Stated exercise –
Leave out the pictures and repeat everything else in the records exactly.
* begin Records for the exercise *
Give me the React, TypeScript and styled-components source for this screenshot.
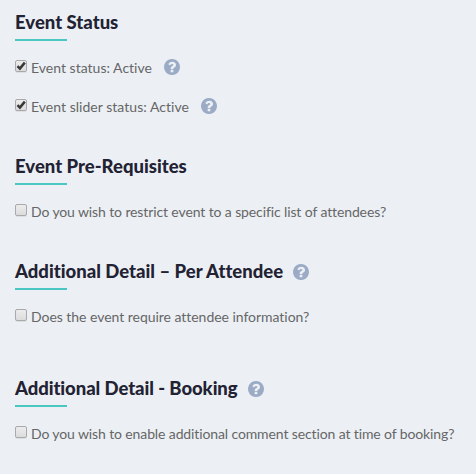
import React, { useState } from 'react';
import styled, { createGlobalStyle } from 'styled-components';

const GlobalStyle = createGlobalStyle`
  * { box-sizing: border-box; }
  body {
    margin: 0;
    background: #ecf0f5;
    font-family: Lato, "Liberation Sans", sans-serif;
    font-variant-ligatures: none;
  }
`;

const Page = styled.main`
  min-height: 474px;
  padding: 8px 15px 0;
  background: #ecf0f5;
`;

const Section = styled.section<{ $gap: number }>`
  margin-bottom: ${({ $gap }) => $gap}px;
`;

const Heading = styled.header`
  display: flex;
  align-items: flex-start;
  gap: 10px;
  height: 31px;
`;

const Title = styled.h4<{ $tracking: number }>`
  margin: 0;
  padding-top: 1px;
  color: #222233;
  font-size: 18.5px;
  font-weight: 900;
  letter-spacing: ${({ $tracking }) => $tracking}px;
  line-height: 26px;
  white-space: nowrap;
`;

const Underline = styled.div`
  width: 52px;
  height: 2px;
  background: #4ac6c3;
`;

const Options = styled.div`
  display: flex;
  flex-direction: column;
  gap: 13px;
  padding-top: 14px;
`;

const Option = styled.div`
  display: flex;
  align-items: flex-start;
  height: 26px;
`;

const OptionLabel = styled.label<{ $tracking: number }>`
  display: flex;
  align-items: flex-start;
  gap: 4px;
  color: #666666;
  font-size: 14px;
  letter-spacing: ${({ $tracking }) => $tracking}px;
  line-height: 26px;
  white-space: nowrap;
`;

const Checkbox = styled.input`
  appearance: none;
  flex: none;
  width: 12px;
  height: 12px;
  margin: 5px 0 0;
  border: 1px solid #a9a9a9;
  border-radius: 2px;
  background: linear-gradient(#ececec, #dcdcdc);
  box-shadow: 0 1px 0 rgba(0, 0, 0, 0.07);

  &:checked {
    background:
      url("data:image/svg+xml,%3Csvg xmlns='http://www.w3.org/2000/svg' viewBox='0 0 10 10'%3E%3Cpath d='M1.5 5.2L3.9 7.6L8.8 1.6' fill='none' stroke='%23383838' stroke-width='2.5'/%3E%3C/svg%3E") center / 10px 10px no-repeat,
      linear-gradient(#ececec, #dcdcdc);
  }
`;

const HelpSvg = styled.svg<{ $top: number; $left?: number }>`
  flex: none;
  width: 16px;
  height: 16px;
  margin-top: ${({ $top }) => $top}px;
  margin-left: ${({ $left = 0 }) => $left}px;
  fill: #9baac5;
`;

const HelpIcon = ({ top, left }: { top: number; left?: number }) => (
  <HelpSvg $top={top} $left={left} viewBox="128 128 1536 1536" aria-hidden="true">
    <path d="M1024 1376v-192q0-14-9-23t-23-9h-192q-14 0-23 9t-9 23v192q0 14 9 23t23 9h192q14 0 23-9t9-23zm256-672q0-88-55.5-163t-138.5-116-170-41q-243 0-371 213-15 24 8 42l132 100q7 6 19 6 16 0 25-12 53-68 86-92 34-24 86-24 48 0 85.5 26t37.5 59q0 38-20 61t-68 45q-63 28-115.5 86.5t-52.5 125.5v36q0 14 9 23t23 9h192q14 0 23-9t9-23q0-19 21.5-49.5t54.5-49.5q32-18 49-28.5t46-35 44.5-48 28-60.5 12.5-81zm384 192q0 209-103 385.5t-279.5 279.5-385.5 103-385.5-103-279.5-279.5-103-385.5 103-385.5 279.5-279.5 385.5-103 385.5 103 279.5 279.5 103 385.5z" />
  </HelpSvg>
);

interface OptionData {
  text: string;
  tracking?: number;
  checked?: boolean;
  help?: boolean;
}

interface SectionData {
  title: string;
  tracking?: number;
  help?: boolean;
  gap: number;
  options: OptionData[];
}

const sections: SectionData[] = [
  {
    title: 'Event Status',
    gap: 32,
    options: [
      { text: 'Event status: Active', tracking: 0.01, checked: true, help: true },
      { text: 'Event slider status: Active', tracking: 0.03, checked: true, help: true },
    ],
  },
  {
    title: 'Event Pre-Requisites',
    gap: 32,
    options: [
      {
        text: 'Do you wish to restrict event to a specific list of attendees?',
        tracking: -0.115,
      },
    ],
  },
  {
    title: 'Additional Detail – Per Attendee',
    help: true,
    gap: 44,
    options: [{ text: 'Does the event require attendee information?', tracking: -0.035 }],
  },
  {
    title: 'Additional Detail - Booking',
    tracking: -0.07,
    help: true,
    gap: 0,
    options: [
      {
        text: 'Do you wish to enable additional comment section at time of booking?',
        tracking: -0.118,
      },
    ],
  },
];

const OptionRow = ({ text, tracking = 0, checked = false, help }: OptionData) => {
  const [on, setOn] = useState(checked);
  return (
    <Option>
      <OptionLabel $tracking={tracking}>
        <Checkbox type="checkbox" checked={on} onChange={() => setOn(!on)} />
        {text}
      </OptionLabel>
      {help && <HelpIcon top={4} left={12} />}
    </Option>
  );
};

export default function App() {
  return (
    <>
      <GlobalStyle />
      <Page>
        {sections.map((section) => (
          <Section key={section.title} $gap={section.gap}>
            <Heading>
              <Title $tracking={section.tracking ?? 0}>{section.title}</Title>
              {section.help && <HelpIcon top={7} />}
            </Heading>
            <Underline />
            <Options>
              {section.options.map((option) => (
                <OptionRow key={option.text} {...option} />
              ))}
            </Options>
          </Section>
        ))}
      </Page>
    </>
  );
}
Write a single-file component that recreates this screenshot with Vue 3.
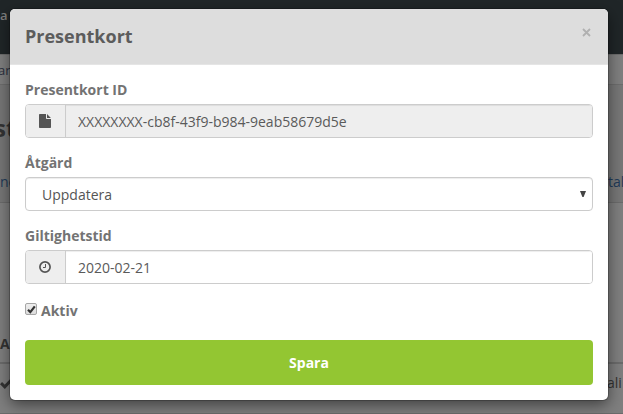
* end Records for the exercise *
Output for this exercise –
Give me the React, TypeScript and styled-components source for this screenshot.
import React, { useState } from 'react';
import styled, { createGlobalStyle } from 'styled-components';

const GlobalStyle = createGlobalStyle`
  * { box-sizing: border-box; }
  body {
    margin: 0;
    background: #ecf0f5;
    font-family: Lato, "Liberation Sans", sans-serif;
    font-variant-ligatures: none;
  }
`;

const Page = styled.main`
  min-height: 474px;
  padding: 8px 15px 0;
  background: #ecf0f5;
`;

const Section = styled.section<{ $gap: number }>`
  margin-bottom: ${({ $gap }) => $gap}px;
`;

const Heading = styled.header`
  display: flex;
  align-items: flex-start;
  gap: 10px;
  height: 31px;
`;

const Title = styled.h4<{ $tracking: number }>`
  margin: 0;
  padding-top: 1px;
  color: #222233;
  font-size: 18.5px;
  font-weight: 900;
  letter-spacing: ${({ $tracking }) => $tracking}px;
  line-height: 26px;
  white-space: nowrap;
`;

const Underline = styled.div`
  width: 52px;
  height: 2px;
  background: #4ac6c3;
`;

const Options = styled.div`
  display: flex;
  flex-direction: column;
  gap: 13px;
  padding-top: 14px;
`;

const Option = styled.div`
  display: flex;
  align-items: flex-start;
  height: 26px;
`;

const OptionLabel = styled.label<{ $tracking: number }>`
  display: flex;
  align-items: flex-start;
  gap: 4px;
  color: #666666;
  font-size: 14px;
  letter-spacing: ${({ $tracking }) => $tracking}px;
  line-height: 26px;
  white-space: nowrap;
`;

const Checkbox = styled.input`
  appearance: none;
  flex: none;
  width: 12px;
  height: 12px;
  margin: 5px 0 0;
  border: 1px solid #a9a9a9;
  border-radius: 2px;
  background: linear-gradient(#ececec, #dcdcdc);
  box-shadow: 0 1px 0 rgba(0, 0, 0, 0.07);

  &:checked {
    background:
      url("data:image/svg+xml,%3Csvg xmlns='http://www.w3.org/2000/svg' viewBox='0 0 10 10'%3E%3Cpath d='M1.5 5.2L3.9 7.6L8.8 1.6' fill='none' stroke='%23383838' stroke-width='2.5'/%3E%3C/svg%3E") center / 10px 10px no-repeat,
      linear-gradient(#ececec, #dcdcdc);
  }
`;

const HelpSvg = styled.svg<{ $top: number; $left?: number }>`
  flex: none;
  width: 16px;
  height: 16px;
  margin-top: ${({ $top }) => $top}px;
  margin-left: ${({ $left = 0 }) => $left}px;
  fill: #9baac5;
`;

const HelpIcon = ({ top, left }: { top: number; left?: number }) => (
  <HelpSvg $top={top} $left={left} viewBox="128 128 1536 1536" aria-hidden="true">
    <path d="M1024 1376v-192q0-14-9-23t-23-9h-192q-14 0-23 9t-9 23v192q0 14 9 23t23 9h192q14 0 23-9t9-23zm256-672q0-88-55.5-163t-138.5-116-170-41q-243 0-371 213-15 24 8 42l132 100q7 6 19 6 16 0 25-12 53-68 86-92 34-24 86-24 48 0 85.5 26t37.5 59q0 38-20 61t-68 45q-63 28-115.5 86.5t-52.5 125.5v36q0 14 9 23t23 9h192q14 0 23-9t9-23q0-19 21.5-49.5t54.5-49.5q32-18 49-28.5t46-35 44.5-48 28-60.5 12.5-81zm384 192q0 209-103 385.5t-279.5 279.5-385.5 103-385.5-103-279.5-279.5-103-385.5 103-385.5 279.5-279.5 385.5-103 385.5 103 279.5 279.5 103 385.5z" />
  </HelpSvg>
);

interface OptionData {
  text: string;
  tracking?: number;
  checked?: boolean;
  help?: boolean;
}

interface SectionData {
  title: string;
  tracking?: number;
  help?: boolean;
  gap: number;
  options: OptionData[];
}

const sections: SectionData[] = [
  {
    title: 'Event Status',
    gap: 32,
    options: [
      { text: 'Event status: Active', tracking: 0.01, checked: true, help: true },
      { text: 'Event slider status: Active', tracking: 0.03, checked: true, help: true },
    ],
  },
  {
    title: 'Event Pre-Requisites',
    gap: 32,
    options: [
      {
        text: 'Do you wish to restrict event to a specific list of attendees?',
        tracking: -0.115,
      },
    ],
  },
  {
    title: 'Additional Detail – Per Attendee',
    help: true,
    gap: 44,
    options: [{ text: 'Does the event require attendee information?', tracking: -0.035 }],
  },
  {
    title: 'Additional Detail - Booking',
    tracking: -0.07,
    help: true,
    gap: 0,
    options: [
      {
        text: 'Do you wish to enable additional comment section at time of booking?',
        tracking: -0.118,
      },
    ],
  },
];

const OptionRow = ({ text, tracking = 0, checked = false, help }: OptionData) => {
  const [on, setOn] = useState(checked);
  return (
    <Option>
      <OptionLabel $tracking={tracking}>
        <Checkbox type="checkbox" checked={on} onChange={() => setOn(!on)} />
        {text}
      </OptionLabel>
      {help && <HelpIcon top={4} left={12} />}
    </Option>
  );
};

export default function App() {
  return (
    <>
      <GlobalStyle />
      <Page>
        {sections.map((section) => (
          <Section key={section.title} $gap={section.gap}>
            <Heading>
              <Title $tracking={section.tracking ?? 0}>{section.title}</Title>
              {section.help && <HelpIcon top={7} />}
            </Heading>
            <Underline />
            <Options>
              {section.options.map((option) => (
                <OptionRow key={option.text} {...option} />
              ))}
            </Options>
          </Section>
        ))}
      </Page>
    </>
  );
}
Write a single-file component that recreates this screenshot with Vue 3.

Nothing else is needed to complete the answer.